--- MATERIAL PROVIDED ---
** Begin **

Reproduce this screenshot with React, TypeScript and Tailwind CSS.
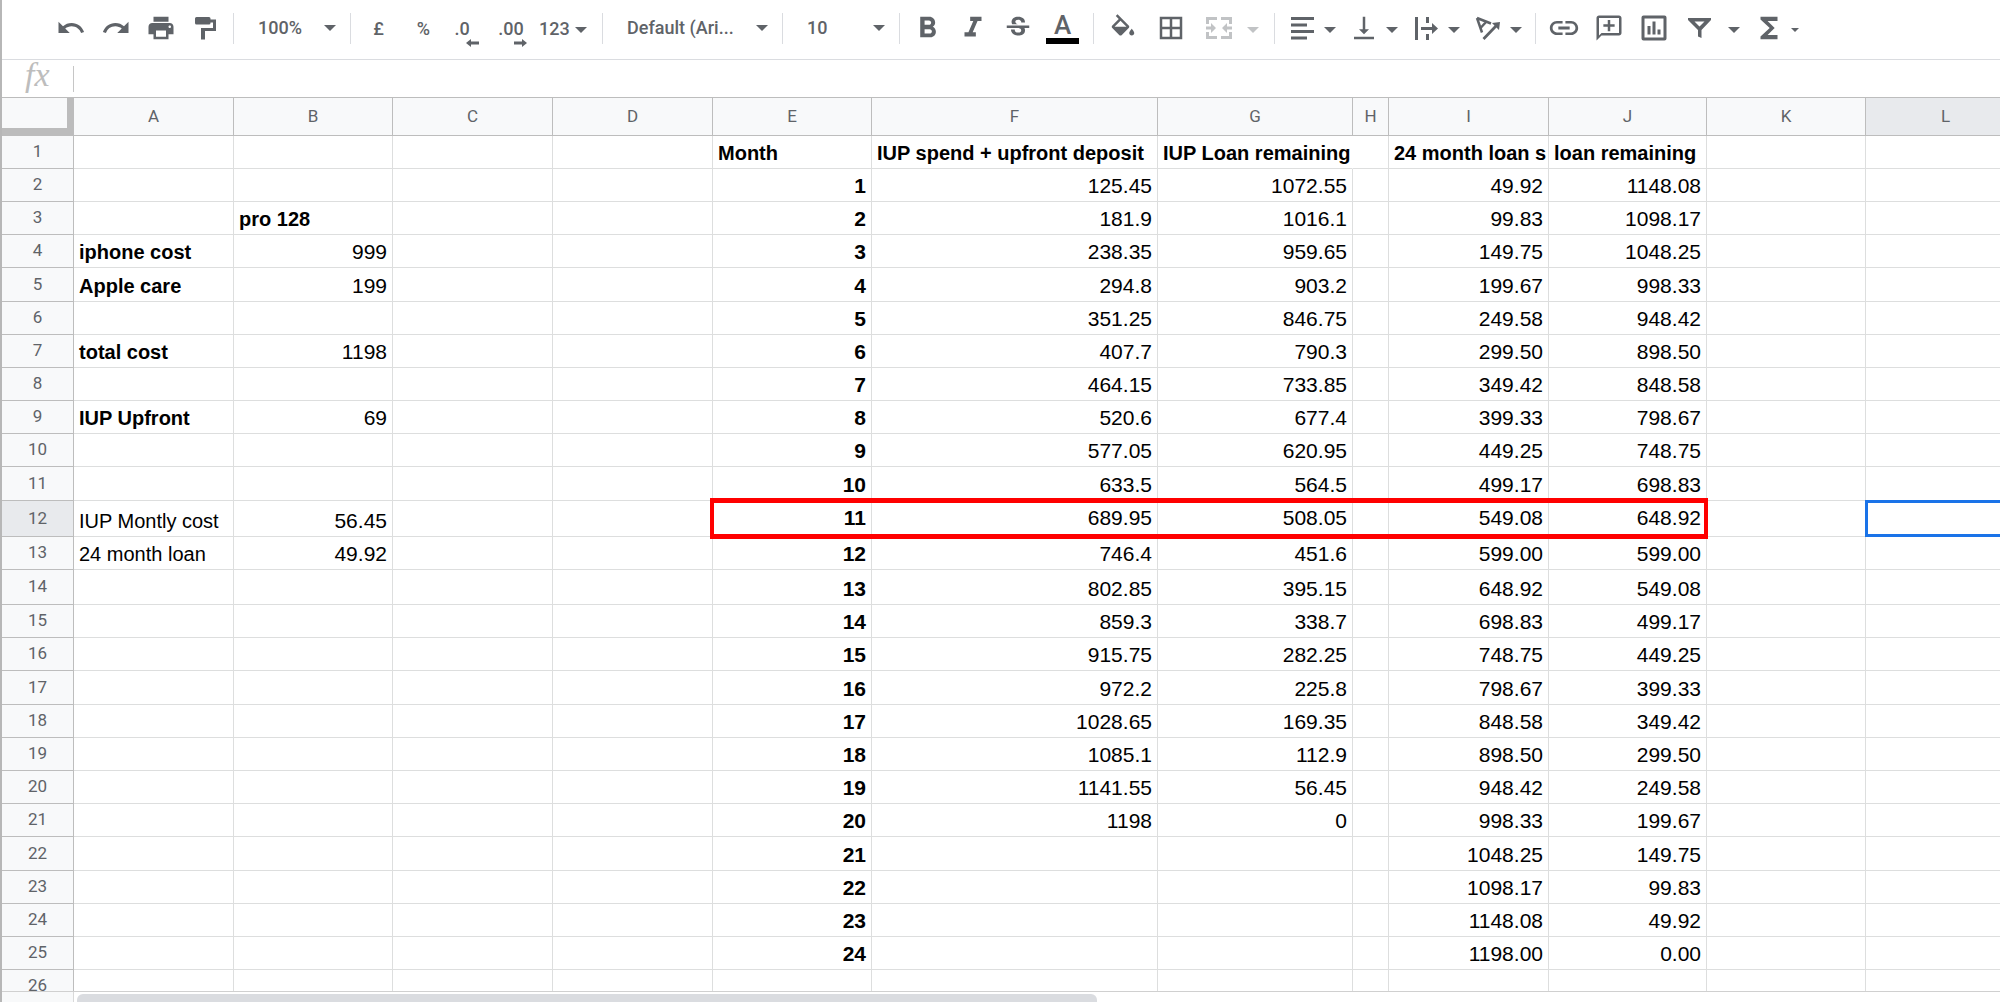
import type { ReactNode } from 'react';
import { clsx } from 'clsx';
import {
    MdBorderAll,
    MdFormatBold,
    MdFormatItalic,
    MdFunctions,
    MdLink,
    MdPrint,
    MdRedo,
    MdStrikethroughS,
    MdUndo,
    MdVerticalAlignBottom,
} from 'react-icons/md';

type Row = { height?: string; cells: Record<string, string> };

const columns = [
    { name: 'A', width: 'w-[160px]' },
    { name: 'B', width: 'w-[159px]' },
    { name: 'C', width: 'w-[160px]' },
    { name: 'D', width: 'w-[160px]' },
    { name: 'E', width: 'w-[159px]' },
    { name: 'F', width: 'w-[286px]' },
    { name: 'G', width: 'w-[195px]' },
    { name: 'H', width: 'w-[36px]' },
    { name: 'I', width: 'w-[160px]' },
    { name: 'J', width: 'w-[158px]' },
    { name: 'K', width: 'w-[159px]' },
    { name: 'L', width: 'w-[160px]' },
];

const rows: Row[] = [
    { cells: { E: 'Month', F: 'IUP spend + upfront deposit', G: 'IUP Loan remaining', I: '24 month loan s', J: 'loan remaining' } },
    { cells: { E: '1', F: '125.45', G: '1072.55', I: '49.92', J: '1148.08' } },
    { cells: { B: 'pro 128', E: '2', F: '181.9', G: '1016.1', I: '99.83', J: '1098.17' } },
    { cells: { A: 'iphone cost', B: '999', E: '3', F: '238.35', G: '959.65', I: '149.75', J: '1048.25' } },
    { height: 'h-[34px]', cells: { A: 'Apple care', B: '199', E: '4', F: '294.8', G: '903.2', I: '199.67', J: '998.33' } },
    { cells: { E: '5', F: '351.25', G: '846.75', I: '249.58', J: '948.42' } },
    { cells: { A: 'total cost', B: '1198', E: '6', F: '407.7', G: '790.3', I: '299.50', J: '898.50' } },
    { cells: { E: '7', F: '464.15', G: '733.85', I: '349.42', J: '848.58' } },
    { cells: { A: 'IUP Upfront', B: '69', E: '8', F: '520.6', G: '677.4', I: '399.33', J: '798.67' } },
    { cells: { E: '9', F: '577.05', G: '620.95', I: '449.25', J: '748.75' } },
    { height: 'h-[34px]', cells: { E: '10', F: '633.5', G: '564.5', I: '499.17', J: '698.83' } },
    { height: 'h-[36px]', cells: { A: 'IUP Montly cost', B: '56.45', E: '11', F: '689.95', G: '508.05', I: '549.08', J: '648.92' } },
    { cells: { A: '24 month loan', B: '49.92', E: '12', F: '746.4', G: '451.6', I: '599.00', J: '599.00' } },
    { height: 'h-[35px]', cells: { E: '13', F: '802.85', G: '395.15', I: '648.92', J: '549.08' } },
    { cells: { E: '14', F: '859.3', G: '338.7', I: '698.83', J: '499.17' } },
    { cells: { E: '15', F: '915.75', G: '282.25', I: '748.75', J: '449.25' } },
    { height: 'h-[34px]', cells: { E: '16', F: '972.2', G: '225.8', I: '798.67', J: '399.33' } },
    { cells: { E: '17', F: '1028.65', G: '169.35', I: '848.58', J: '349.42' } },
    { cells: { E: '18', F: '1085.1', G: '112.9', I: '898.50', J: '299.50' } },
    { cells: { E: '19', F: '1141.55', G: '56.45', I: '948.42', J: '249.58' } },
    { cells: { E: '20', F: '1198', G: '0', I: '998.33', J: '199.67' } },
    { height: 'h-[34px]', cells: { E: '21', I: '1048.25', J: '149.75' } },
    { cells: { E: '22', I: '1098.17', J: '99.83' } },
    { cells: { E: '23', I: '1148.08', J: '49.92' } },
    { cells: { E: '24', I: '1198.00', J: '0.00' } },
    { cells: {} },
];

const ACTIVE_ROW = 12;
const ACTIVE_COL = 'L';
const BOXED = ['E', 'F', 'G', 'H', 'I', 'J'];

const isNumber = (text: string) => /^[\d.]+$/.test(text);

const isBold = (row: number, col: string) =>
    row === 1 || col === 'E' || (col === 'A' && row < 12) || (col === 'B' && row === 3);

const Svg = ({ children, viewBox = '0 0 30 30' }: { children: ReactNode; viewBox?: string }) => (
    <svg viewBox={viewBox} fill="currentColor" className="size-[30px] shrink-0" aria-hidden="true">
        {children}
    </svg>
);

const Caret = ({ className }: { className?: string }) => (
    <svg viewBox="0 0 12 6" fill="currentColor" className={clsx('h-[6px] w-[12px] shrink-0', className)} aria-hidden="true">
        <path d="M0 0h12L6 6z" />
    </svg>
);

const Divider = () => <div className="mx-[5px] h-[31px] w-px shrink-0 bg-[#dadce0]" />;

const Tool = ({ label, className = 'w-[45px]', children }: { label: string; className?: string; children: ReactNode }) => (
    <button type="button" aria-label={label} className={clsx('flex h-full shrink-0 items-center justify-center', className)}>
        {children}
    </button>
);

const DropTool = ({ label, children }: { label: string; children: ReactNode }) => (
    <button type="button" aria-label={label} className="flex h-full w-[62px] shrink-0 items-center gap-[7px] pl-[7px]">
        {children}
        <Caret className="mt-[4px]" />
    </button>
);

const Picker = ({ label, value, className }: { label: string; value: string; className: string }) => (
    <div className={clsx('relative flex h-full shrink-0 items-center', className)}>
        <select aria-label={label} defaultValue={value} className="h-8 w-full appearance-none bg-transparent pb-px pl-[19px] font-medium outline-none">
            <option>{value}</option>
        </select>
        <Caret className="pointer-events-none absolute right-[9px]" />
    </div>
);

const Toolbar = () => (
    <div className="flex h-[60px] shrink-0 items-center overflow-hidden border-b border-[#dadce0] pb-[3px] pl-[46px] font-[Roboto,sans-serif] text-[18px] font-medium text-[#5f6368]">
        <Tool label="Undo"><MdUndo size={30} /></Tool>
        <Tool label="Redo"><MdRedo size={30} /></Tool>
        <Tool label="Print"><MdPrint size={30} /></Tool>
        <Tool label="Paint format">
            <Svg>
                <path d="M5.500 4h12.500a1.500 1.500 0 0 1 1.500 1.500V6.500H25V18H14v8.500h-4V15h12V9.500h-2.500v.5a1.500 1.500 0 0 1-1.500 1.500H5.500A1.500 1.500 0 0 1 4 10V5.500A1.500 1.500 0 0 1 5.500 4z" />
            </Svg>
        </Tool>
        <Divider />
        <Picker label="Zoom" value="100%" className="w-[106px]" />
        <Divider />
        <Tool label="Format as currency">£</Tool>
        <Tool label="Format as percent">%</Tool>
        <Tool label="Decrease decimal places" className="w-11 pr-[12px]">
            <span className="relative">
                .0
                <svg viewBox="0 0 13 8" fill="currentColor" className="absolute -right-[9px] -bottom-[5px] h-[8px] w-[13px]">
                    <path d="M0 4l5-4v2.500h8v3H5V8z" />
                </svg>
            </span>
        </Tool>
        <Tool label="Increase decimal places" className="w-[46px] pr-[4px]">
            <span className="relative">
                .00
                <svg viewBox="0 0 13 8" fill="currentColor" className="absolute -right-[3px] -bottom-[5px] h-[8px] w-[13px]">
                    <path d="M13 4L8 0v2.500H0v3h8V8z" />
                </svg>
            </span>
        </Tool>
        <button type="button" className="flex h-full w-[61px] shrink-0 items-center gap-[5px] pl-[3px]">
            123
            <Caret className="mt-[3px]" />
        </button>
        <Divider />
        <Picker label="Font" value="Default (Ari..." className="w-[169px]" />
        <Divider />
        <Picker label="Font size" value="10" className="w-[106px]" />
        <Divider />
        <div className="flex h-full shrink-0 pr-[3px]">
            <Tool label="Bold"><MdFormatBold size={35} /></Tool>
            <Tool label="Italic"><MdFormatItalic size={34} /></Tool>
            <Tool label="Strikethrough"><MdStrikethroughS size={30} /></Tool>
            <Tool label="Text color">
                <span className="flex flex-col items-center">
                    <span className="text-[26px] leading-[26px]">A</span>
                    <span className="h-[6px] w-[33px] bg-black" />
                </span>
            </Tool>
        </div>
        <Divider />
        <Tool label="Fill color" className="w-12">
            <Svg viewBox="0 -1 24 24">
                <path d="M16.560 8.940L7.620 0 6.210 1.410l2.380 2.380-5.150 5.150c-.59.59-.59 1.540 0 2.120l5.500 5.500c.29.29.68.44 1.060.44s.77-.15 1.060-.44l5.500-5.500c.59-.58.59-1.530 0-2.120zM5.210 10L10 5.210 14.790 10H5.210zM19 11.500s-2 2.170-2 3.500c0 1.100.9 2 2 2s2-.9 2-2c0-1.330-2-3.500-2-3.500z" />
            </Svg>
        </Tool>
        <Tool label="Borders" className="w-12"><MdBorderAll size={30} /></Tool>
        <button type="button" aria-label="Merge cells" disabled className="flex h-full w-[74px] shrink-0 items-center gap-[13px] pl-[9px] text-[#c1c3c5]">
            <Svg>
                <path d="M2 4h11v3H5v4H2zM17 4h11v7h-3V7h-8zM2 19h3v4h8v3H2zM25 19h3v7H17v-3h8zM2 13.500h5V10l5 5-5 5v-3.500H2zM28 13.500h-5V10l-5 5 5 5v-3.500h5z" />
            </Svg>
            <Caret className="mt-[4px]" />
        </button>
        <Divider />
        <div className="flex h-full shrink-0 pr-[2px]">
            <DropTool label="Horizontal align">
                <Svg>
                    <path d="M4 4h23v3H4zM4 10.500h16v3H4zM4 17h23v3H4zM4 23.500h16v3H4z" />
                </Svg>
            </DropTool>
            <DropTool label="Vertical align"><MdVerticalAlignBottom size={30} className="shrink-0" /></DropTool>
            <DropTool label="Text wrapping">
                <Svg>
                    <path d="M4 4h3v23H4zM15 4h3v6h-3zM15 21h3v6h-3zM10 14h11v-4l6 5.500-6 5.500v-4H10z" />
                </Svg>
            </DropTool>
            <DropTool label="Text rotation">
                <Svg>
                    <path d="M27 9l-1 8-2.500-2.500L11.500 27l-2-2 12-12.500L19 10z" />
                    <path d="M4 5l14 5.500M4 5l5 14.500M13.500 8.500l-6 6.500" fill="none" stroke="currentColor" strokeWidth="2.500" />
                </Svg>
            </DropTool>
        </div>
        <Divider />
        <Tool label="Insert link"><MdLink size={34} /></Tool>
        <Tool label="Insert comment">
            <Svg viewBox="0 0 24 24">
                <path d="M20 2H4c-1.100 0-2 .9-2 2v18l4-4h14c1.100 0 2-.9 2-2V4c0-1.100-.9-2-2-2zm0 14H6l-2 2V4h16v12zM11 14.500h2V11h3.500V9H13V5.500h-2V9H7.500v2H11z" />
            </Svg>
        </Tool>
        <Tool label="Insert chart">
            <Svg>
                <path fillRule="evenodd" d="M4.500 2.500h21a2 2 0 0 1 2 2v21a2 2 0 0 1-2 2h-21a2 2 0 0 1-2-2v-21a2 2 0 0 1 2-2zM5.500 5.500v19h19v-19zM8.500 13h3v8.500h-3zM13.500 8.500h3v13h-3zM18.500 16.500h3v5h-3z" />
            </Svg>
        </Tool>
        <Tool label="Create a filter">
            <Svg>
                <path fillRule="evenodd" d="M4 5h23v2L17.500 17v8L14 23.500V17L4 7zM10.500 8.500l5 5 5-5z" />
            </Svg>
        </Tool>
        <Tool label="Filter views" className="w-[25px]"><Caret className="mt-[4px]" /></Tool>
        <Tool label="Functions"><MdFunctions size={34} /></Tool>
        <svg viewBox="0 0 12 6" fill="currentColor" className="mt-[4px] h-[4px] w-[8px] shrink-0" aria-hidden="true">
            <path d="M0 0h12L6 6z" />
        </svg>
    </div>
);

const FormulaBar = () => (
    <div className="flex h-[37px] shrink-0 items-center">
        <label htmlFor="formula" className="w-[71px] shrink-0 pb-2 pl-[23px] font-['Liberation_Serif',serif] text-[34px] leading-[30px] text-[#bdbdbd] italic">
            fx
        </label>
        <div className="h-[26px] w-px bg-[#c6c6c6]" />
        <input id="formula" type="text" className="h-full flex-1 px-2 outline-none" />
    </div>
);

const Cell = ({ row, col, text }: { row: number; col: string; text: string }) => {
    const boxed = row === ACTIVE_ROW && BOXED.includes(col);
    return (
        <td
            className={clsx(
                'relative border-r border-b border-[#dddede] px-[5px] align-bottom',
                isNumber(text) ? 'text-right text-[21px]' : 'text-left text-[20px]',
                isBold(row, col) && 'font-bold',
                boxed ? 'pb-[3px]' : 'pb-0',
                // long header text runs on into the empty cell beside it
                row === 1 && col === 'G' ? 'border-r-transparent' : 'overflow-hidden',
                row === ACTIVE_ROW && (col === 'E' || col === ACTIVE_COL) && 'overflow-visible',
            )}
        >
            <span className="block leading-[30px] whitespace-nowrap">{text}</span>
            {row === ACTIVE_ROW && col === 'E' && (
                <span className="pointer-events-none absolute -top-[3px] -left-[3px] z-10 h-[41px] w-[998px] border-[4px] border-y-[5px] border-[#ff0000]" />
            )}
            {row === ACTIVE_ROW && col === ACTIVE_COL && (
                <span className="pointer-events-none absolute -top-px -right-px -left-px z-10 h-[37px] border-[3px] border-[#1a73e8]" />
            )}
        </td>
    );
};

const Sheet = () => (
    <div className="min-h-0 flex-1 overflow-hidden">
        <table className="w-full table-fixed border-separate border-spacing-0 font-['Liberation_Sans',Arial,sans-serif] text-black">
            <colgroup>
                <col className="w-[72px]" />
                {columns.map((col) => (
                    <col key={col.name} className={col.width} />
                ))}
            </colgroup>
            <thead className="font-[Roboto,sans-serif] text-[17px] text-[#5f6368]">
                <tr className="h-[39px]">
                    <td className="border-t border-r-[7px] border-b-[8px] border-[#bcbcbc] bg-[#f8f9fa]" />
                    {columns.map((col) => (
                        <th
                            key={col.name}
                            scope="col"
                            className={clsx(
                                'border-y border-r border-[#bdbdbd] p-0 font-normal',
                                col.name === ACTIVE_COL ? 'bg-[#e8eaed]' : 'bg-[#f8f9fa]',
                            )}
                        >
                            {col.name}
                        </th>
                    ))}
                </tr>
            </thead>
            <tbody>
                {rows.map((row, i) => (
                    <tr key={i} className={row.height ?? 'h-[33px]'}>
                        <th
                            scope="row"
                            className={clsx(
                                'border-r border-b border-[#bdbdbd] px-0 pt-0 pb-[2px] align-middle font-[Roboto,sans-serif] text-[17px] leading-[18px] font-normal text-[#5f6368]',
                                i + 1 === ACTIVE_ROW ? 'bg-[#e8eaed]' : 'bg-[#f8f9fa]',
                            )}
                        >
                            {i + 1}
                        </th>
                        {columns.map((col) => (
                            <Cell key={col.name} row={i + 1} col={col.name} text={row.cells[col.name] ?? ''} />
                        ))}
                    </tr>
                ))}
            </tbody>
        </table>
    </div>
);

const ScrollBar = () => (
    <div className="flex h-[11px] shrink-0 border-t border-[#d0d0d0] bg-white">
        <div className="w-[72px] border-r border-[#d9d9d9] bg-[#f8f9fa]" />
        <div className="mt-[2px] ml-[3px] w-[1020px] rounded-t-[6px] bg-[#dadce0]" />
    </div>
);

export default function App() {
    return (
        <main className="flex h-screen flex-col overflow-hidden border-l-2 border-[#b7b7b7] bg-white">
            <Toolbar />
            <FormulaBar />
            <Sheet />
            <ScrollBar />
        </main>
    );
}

** End **

--- REQUIREMENTS ---
From the first line above down to the line with "cells: Record<string, string>", reproduce every line and no others, omitting pictures.

--- OUTPUT OF THE TASK ---
Reproduce this screenshot with React, TypeScript and Tailwind CSS.
import type { ReactNode } from 'react';
import { clsx } from 'clsx';
import {
    MdBorderAll,
    MdFormatBold,
    MdFormatItalic,
    MdFunctions,
    MdLink,
    MdPrint,
    MdRedo,
    MdStrikethroughS,
    MdUndo,
    MdVerticalAlignBottom,
} from 'react-icons/md';

type Row = { height?: string; cells: Record<string, string> };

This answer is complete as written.